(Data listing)
◆ ◆ ◆
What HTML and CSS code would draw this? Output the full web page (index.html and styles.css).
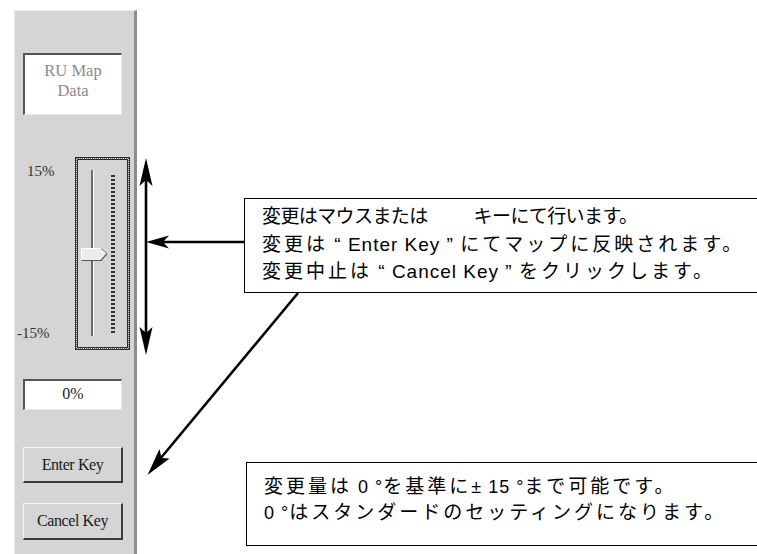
FILE: index.html
```html
<!DOCTYPE html>
<html lang="ja">

<head>
    <meta charset="UTF-8">
    <meta name="viewport" content="width=device-width, initial-scale=1.0">
    <title>RU Map Data</title>
    <link rel="stylesheet" href="styles.css">
</head>

<body>

    <div class="canvas">

        <!-- control panel -->
        <div class="panel">
            <div class="ru-box">
                <span>RU Map</span>
                <span>Data</span>
            </div>

            <div class="slider-row">
                <div class="scale-labels">
                    <span class="max">15%</span>
                    <span class="min">-15%</span>
                </div>
                <div class="slider">
                    <div class="track"></div>
                    <svg class="thumb" width="27" height="13" viewBox="0 0 27 13">
                        <polygon points="0.5,0.5 20,0.5 26,5.5 20,12.5 0.5,12.5" fill="#ececec" />
                        <polyline points="0.5,12.5 0.5,0.5 20,0.5" fill="none" stroke="#fff" stroke-width="1" />
                        <polyline points="0.5,12.5 20,12.5 26,5.5" fill="none" stroke="#555" stroke-width="1.2" />
                        <line x1="20" y1="0.5" x2="26" y2="5.5" stroke="#888" stroke-width="1" />
                    </svg>
                    <div class="ticks"></div>
                </div>
            </div>

            <div class="value-box">0%</div>

            <div class="btn">Enter Key</div>
            <div class="btn">Cancel Key</div>
        </div>

        <!-- arrows -->
        <svg class="arrows" width="757" height="554" viewBox="0 0 757 554">
            <g stroke="#000" stroke-width="2.6" fill="none">
                <line x1="146" y1="176" x2="146" y2="338" />
                <line x1="244" y1="242" x2="160" y2="242" />
                <line x1="298" y1="293" x2="160" y2="459" />
            </g>
            <g fill="#000">
                <polygon points="146,158 152.5,186 146,180 139.5,186" />
                <polygon points="146,355 152.5,327 146,333 139.5,327" />
                <polygon points="146,242 169,235.5 163,242 169,248.5" />
                <polygon points="147.5,475 169.5,458.5 161.5,458 159.5,449" />
            </g>
        </svg>

        <!-- callouts -->
        <div class="note note-top">
            <p class="tight">変更はマウスまたは<span class="gap"></span>キーにて行います。</p>
            <p>変更は<span class="lat"> “ Enter Key ” </span>にてマップに反映されます。</p>
            <p>変更中止は<span class="lat"> “ Cancel Key ” </span>をクリックします。</p>
        </div>

        <div class="note note-bottom">
            <p>変更量は<span class="lat"> 0 °</span>を基準に<span class="lat">± 15 °</span>まで可能です。</p>
            <p><span class="lat">0 °</span>はスタンダードのセッティングになります。</p>
        </div>

    </div>

</body>

</html>
```

FILE: styles.css
```css
body {
    margin: 0;
    background-color: #fff;
    font-family: 'Liberation Serif', serif;
}

.canvas {
    position: relative;
    width: 757px;
    height: 554px;
    overflow: hidden;
    padding-top: 10px;
    box-sizing: border-box;
}

/* left control panel */
.panel {
    margin-left: 14px;
    width: 123px;
    height: 544px;
    box-sizing: border-box;
    background-color: #d5d5d5;
    border-top: 1px solid #ececec;
    border-left: 1px solid #ececec;
    border-right: 3px solid #8c8c8c;
    padding-top: 42px;
    display: flex;
    flex-direction: column;
    color: #333;
    font-size: 15px;
}

.ru-box {
    margin-left: 8px;
    width: 99px;
    height: 62px;
    box-sizing: border-box;
    background-color: #fff;
    border-top: 2px solid #555;
    border-left: 2px solid #555;
    border-right: 1px solid #e8e8e8;
    border-bottom: 1px solid #e8e8e8;
    display: flex;
    flex-direction: column;
    align-items: center;
    justify-content: center;
    line-height: 20px;
    font-size: 16.5px;
    color: #8a8a8a;
    padding-bottom: 8px;
}

.slider-row {
    margin-top: 42px;
    display: flex;
    height: 193px;
}

.scale-labels {
    width: 60px;
    padding-left: 2px;
    padding-top: 6px;
    padding-bottom: 9px;
    box-sizing: border-box;
    display: flex;
    flex-direction: column;
    justify-content: space-between;
    line-height: 16px;
}

.scale-labels .max {
    margin-left: 10px;
}

.slider {
    position: relative;
    width: 55px;
    height: 193px;
    box-sizing: border-box;
    border: 3px double #2a2a2a;
    outline: 1px dotted #666;
    outline-offset: -2px;
}

.track {
    position: absolute;
    left: 13px;
    top: 10px;
    width: 2px;
    height: 166px;
    background-color: #6a6a6a;
    border-right: 1px solid #fff;
}

.thumb {
    position: absolute;
    left: 3px;
    top: 88px;
}

.ticks {
    position: absolute;
    left: 33px;
    top: 15px;
    width: 4px;
    height: 158px;
    background: repeating-linear-gradient(#333 0 2px, transparent 2px 4px);
}

.value-box {
    margin-top: 29px;
    margin-left: 8px;
    width: 99px;
    height: 31px;
    box-sizing: border-box;
    background-color: #fff;
    border-top: 2px solid #555;
    border-left: 2px solid #555;
    border-right: 1px solid #e8e8e8;
    border-bottom: 1px solid #e8e8e8;
    text-align: center;
    line-height: 26px;
    font-size: 16px;
    color: #222;
}

.btn {
    margin-left: 8px;
    width: 100px;
    height: 36px;
    box-sizing: border-box;
    border-top: 1px solid #f4f4f4;
    border-left: 1px solid #f4f4f4;
    border-right: 2px solid #3a3a3a;
    border-bottom: 2px solid #3a3a3a;
    display: flex;
    align-items: center;
    justify-content: center;
    font-size: 16px;
    color: #1a1a1a;
    letter-spacing: -0.4px;
}

.value-box + .btn {
    margin-top: 37px;
}

.btn + .btn {
    margin-top: 20px;
    height: 37px;
}

/* annotation layer */
.arrows {
    position: absolute;
    left: 0;
    top: 0;
    pointer-events: none;
}

.note {
    position: absolute;
    width: 540px;
    box-sizing: border-box;
    border: 1.5px solid #000;
    background-color: #fff;
    font-family: 'Liberation Sans', 'Noto Sans CJK JP', sans-serif;
    font-size: 19px;
    letter-spacing: 3px;
    color: #000;
}

.note p {
    margin: 0;
    white-space: nowrap;
}

.note .tight {
    letter-spacing: -0.6px;
}

.note .lat {
    font-size: 19px;
    letter-spacing: 1px;
}

.note-bottom .lat {
    font-size: 18px;
}

.note-top {
    left: 244px;
    top: 198px;
    height: 95px;
    padding: 4px 0 0 17px;
    line-height: 27.5px;
}

.note-bottom {
    left: 246px;
    top: 462px;
    height: 84px;
    padding: 11px 0 0 17px;
    line-height: 26px;
}

.gap {
    display: inline-block;
    width: 46px;
}
```
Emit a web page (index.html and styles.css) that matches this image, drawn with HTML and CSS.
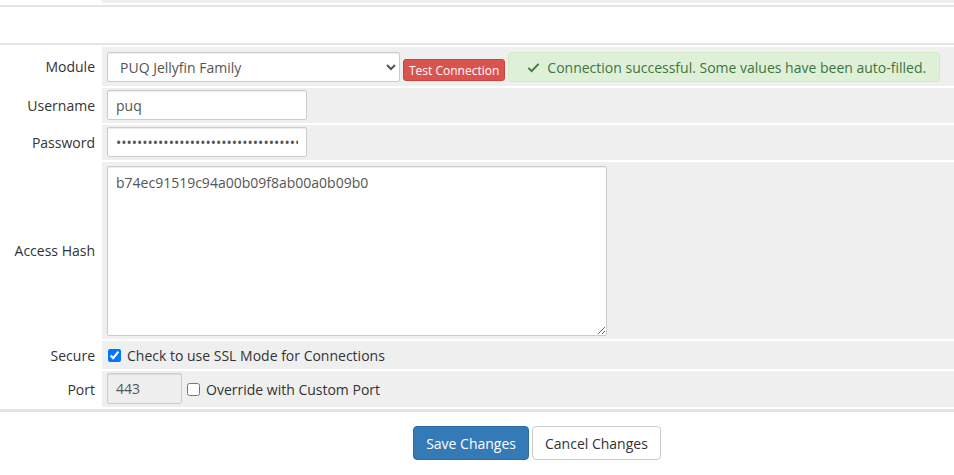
◆ ◆ ◆
### Goal of the exercise
Quote every record above exactly, omitting any pictures they contain.

### Complete output
What HTML and CSS code would draw this? Output the full web page (index.html and styles.css).
FILE: index.html
```html
<!DOCTYPE html>
<html lang="ja">

<head>
    <meta charset="UTF-8">
    <meta name="viewport" content="width=device-width, initial-scale=1.0">
    <title>RU Map Data</title>
    <link rel="stylesheet" href="styles.css">
</head>

<body>

    <div class="canvas">

        <!-- control panel -->
        <div class="panel">
            <div class="ru-box">
                <span>RU Map</span>
                <span>Data</span>
            </div>

            <div class="slider-row">
                <div class="scale-labels">
                    <span class="max">15%</span>
                    <span class="min">-15%</span>
                </div>
                <div class="slider">
                    <div class="track"></div>
                    <svg class="thumb" width="27" height="13" viewBox="0 0 27 13">
                        <polygon points="0.5,0.5 20,0.5 26,5.5 20,12.5 0.5,12.5" fill="#ececec" />
                        <polyline points="0.5,12.5 0.5,0.5 20,0.5" fill="none" stroke="#fff" stroke-width="1" />
                        <polyline points="0.5,12.5 20,12.5 26,5.5" fill="none" stroke="#555" stroke-width="1.2" />
                        <line x1="20" y1="0.5" x2="26" y2="5.5" stroke="#888" stroke-width="1" />
                    </svg>
                    <div class="ticks"></div>
                </div>
            </div>

            <div class="value-box">0%</div>

            <div class="btn">Enter Key</div>
            <div class="btn">Cancel Key</div>
        </div>

        <!-- arrows -->
        <svg class="arrows" width="757" height="554" viewBox="0 0 757 554">
            <g stroke="#000" stroke-width="2.6" fill="none">
                <line x1="146" y1="176" x2="146" y2="338" />
                <line x1="244" y1="242" x2="160" y2="242" />
                <line x1="298" y1="293" x2="160" y2="459" />
            </g>
            <g fill="#000">
                <polygon points="146,158 152.5,186 146,180 139.5,186" />
                <polygon points="146,355 152.5,327 146,333 139.5,327" />
                <polygon points="146,242 169,235.5 163,242 169,248.5" />
                <polygon points="147.5,475 169.5,458.5 161.5,458 159.5,449" />
            </g>
        </svg>

        <!-- callouts -->
        <div class="note note-top">
            <p class="tight">変更はマウスまたは<span class="gap"></span>キーにて行います。</p>
            <p>変更は<span class="lat"> “ Enter Key ” </span>にてマップに反映されます。</p>
            <p>変更中止は<span class="lat"> “ Cancel Key ” </span>をクリックします。</p>
        </div>

        <div class="note note-bottom">
            <p>変更量は<span class="lat"> 0 °</span>を基準に<span class="lat">± 15 °</span>まで可能です。</p>
            <p><span class="lat">0 °</span>はスタンダードのセッティングになります。</p>
        </div>

    </div>

</body>

</html>
```

FILE: styles.css
```css
body {
    margin: 0;
    background-color: #fff;
    font-family: 'Liberation Serif', serif;
}

.canvas {
    position: relative;
    width: 757px;
    height: 554px;
    overflow: hidden;
    padding-top: 10px;
    box-sizing: border-box;
}

/* left control panel */
.panel {
    margin-left: 14px;
    width: 123px;
    height: 544px;
    box-sizing: border-box;
    background-color: #d5d5d5;
    border-top: 1px solid #ececec;
    border-left: 1px solid #ececec;
    border-right: 3px solid #8c8c8c;
    padding-top: 42px;
    display: flex;
    flex-direction: column;
    color: #333;
    font-size: 15px;
}

.ru-box {
    margin-left: 8px;
    width: 99px;
    height: 62px;
    box-sizing: border-box;
    background-color: #fff;
    border-top: 2px solid #555;
    border-left: 2px solid #555;
    border-right: 1px solid #e8e8e8;
    border-bottom: 1px solid #e8e8e8;
    display: flex;
    flex-direction: column;
    align-items: center;
    justify-content: center;
    line-height: 20px;
    font-size: 16.5px;
    color: #8a8a8a;
    padding-bottom: 8px;
}

.slider-row {
    margin-top: 42px;
    display: flex;
    height: 193px;
}

.scale-labels {
    width: 60px;
    padding-left: 2px;
    padding-top: 6px;
    padding-bottom: 9px;
    box-sizing: border-box;
    display: flex;
    flex-direction: column;
    justify-content: space-between;
    line-height: 16px;
}

.scale-labels .max {
    margin-left: 10px;
}

.slider {
    position: relative;
    width: 55px;
    height: 193px;
    box-sizing: border-box;
    border: 3px double #2a2a2a;
    outline: 1px dotted #666;
    outline-offset: -2px;
}

.track {
    position: absolute;
    left: 13px;
    top: 10px;
    width: 2px;
    height: 166px;
    background-color: #6a6a6a;
    border-right: 1px solid #fff;
}

.thumb {
    position: absolute;
    left: 3px;
    top: 88px;
}

.ticks {
    position: absolute;
    left: 33px;
    top: 15px;
    width: 4px;
    height: 158px;
    background: repeating-linear-gradient(#333 0 2px, transparent 2px 4px);
}

.value-box {
    margin-top: 29px;
    margin-left: 8px;
    width: 99px;
    height: 31px;
    box-sizing: border-box;
    background-color: #fff;
    border-top: 2px solid #555;
    border-left: 2px solid #555;
    border-right: 1px solid #e8e8e8;
    border-bottom: 1px solid #e8e8e8;
    text-align: center;
    line-height: 26px;
    font-size: 16px;
    color: #222;
}

.btn {
    margin-left: 8px;
    width: 100px;
    height: 36px;
    box-sizing: border-box;
    border-top: 1px solid #f4f4f4;
    border-left: 1px solid #f4f4f4;
    border-right: 2px solid #3a3a3a;
    border-bottom: 2px solid #3a3a3a;
    display: flex;
    align-items: center;
    justify-content: center;
    font-size: 16px;
    color: #1a1a1a;
    letter-spacing: -0.4px;
}

.value-box + .btn {
    margin-top: 37px;
}

.btn + .btn {
    margin-top: 20px;
    height: 37px;
}

/* annotation layer */
.arrows {
    position: absolute;
    left: 0;
    top: 0;
    pointer-events: none;
}

.note {
    position: absolute;
    width: 540px;
    box-sizing: border-box;
    border: 1.5px solid #000;
    background-color: #fff;
    font-family: 'Liberation Sans', 'Noto Sans CJK JP', sans-serif;
    font-size: 19px;
    letter-spacing: 3px;
    color: #000;
}

.note p {
    margin: 0;
    white-space: nowrap;
}

.note .tight {
    letter-spacing: -0.6px;
}

.note .lat {
    font-size: 19px;
    letter-spacing: 1px;
}

.note-bottom .lat {
    font-size: 18px;
}

.note-top {
    left: 244px;
    top: 198px;
    height: 95px;
    padding: 4px 0 0 17px;
    line-height: 27.5px;
}

.note-bottom {
    left: 246px;
    top: 462px;
    height: 84px;
    padding: 11px 0 0 17px;
    line-height: 26px;
}

.gap {
    display: inline-block;
    width: 46px;
}
```
Emit a web page (index.html and styles.css) that matches this image, drawn with HTML and CSS.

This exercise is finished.